§ **WHAT YOU ARE ASKED TO DO**:
Search the material for "index" and show all lines that contain it.

[start of SUPPLIED MATERIAL]

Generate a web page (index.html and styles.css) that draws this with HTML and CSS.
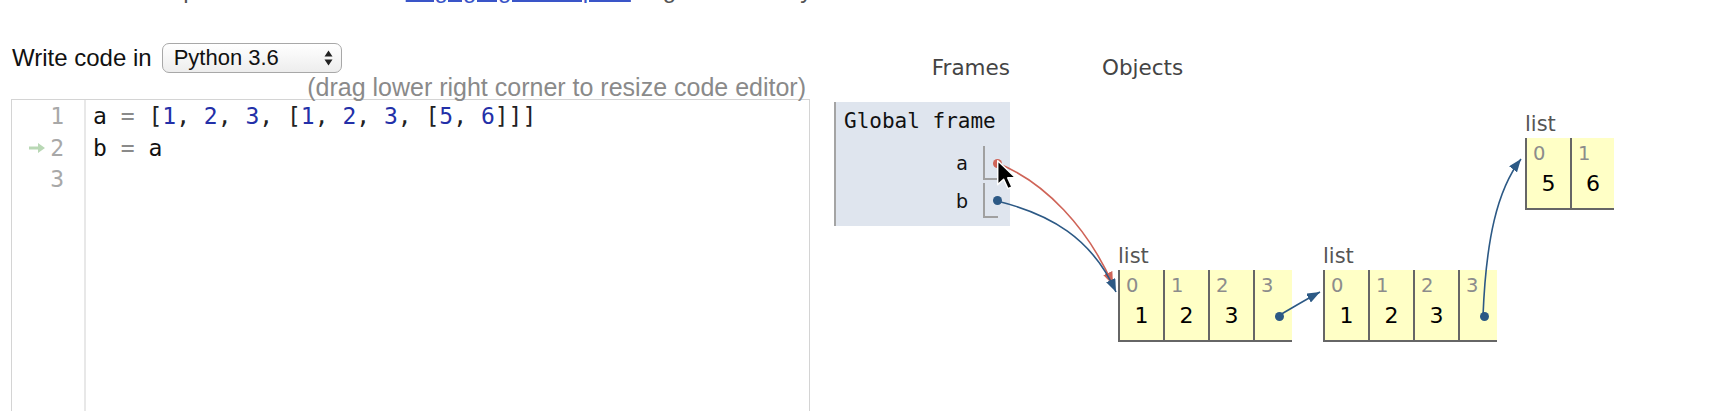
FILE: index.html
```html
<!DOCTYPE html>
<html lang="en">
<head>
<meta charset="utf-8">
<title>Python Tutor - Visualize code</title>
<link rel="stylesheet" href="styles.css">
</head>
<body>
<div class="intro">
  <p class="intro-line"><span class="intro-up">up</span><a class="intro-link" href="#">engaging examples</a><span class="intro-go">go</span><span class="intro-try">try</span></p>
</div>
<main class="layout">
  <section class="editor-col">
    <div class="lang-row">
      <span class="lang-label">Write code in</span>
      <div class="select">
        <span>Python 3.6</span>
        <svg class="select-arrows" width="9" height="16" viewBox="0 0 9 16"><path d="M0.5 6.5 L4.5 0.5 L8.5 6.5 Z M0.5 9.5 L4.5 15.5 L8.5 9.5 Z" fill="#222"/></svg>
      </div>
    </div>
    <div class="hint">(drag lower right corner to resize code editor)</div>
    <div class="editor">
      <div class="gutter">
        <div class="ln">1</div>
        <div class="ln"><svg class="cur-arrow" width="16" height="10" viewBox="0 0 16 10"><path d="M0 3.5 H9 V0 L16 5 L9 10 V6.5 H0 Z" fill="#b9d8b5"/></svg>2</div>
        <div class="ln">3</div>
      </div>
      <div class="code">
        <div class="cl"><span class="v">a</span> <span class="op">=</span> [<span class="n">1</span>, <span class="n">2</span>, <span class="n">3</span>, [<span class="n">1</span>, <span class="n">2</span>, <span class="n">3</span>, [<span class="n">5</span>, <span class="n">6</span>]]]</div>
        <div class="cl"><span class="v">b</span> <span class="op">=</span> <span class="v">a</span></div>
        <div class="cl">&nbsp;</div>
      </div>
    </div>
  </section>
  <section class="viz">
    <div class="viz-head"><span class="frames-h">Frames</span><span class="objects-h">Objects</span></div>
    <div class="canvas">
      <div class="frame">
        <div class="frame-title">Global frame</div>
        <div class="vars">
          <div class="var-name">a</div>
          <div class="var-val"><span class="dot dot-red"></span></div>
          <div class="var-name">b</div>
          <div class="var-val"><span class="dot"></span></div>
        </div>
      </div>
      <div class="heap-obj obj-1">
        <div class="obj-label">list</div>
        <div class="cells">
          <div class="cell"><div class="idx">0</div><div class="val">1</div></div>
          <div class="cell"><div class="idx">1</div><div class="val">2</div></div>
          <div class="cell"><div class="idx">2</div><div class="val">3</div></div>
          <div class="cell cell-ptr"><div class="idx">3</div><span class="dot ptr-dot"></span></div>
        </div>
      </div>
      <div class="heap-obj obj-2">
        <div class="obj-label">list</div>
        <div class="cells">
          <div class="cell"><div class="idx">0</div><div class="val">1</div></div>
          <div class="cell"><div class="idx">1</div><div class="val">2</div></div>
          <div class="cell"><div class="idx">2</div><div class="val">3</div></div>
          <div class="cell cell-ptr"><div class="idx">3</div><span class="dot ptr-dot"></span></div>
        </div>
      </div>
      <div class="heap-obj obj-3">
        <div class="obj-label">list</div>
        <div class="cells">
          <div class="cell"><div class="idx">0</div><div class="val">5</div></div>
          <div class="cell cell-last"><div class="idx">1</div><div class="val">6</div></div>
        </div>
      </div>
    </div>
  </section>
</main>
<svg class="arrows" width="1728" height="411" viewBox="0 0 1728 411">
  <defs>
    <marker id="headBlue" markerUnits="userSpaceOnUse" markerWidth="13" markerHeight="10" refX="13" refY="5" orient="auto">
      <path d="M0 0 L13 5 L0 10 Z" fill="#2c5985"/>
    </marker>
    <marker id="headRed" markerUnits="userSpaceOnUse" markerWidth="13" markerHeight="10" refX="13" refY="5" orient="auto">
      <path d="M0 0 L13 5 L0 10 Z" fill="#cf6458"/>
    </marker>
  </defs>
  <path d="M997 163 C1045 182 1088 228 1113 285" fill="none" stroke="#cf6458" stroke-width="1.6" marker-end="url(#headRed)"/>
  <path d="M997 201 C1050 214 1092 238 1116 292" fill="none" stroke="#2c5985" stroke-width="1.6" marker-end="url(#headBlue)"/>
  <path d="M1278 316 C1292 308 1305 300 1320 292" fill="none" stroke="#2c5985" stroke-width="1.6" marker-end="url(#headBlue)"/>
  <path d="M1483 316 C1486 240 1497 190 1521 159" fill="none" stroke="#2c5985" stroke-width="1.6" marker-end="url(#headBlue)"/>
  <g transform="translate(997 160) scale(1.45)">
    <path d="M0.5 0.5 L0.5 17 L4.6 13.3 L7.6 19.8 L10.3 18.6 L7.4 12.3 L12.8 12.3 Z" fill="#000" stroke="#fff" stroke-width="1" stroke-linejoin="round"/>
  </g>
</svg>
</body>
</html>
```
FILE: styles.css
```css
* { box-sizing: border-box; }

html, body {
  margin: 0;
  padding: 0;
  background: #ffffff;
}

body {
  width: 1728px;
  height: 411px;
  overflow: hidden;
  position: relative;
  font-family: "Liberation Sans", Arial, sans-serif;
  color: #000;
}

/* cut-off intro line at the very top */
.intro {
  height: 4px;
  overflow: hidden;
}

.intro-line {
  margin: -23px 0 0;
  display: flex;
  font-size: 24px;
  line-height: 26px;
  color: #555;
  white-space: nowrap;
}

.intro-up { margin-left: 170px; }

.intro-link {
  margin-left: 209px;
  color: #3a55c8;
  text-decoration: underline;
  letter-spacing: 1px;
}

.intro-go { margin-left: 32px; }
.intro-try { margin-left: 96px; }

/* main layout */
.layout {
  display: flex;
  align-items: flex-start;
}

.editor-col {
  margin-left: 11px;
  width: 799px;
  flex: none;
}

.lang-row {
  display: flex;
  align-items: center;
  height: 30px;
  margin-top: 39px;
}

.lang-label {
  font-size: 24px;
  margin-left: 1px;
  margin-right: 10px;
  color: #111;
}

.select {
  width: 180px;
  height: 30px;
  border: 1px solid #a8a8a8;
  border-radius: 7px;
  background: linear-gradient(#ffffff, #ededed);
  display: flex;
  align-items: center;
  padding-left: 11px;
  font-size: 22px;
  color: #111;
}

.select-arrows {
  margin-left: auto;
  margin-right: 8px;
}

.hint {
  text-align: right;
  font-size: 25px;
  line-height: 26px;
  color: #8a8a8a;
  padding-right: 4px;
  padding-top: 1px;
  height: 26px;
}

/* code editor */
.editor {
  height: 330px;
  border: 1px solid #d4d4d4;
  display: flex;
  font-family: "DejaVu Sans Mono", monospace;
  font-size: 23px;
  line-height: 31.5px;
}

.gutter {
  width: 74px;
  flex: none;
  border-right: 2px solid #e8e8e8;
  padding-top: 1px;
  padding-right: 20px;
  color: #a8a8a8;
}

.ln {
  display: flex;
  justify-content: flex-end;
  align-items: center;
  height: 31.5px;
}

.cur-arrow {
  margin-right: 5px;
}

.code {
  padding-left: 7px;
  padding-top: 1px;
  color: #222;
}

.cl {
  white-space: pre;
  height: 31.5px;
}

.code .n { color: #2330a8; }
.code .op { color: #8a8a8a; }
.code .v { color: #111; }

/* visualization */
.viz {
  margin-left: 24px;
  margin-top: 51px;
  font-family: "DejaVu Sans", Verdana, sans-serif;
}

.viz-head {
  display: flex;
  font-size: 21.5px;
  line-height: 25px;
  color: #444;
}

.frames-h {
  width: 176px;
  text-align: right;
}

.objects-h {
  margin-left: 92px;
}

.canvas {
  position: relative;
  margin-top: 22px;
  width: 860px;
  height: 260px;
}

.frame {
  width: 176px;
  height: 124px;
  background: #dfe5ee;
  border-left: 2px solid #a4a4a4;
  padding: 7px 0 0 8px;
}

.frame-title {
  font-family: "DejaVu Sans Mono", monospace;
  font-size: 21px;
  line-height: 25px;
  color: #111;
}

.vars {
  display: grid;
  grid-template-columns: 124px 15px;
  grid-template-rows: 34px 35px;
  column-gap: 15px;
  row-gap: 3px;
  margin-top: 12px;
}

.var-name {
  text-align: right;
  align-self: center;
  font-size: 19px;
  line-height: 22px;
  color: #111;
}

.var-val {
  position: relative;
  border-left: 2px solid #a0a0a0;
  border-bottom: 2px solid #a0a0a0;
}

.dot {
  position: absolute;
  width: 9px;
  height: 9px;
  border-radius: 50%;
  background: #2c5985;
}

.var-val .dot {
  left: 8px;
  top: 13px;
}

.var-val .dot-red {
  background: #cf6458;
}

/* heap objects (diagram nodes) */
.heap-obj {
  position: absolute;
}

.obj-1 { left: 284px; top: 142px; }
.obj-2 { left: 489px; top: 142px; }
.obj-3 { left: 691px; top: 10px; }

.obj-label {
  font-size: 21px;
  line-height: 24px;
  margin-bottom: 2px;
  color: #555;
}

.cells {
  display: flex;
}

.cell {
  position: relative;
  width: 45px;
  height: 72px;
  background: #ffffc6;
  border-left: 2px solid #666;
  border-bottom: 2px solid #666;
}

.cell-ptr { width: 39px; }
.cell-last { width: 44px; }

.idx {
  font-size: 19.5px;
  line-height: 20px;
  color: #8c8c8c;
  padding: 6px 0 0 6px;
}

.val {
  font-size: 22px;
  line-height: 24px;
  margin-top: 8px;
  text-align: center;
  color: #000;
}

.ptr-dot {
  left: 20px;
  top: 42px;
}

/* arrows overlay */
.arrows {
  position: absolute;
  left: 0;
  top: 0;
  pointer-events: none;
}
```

[end of SUPPLIED MATERIAL]

§ **CORRECT ANSWER**:
Generate a web page (index.html and styles.css) that draws this with HTML and CSS.
FILE: index.html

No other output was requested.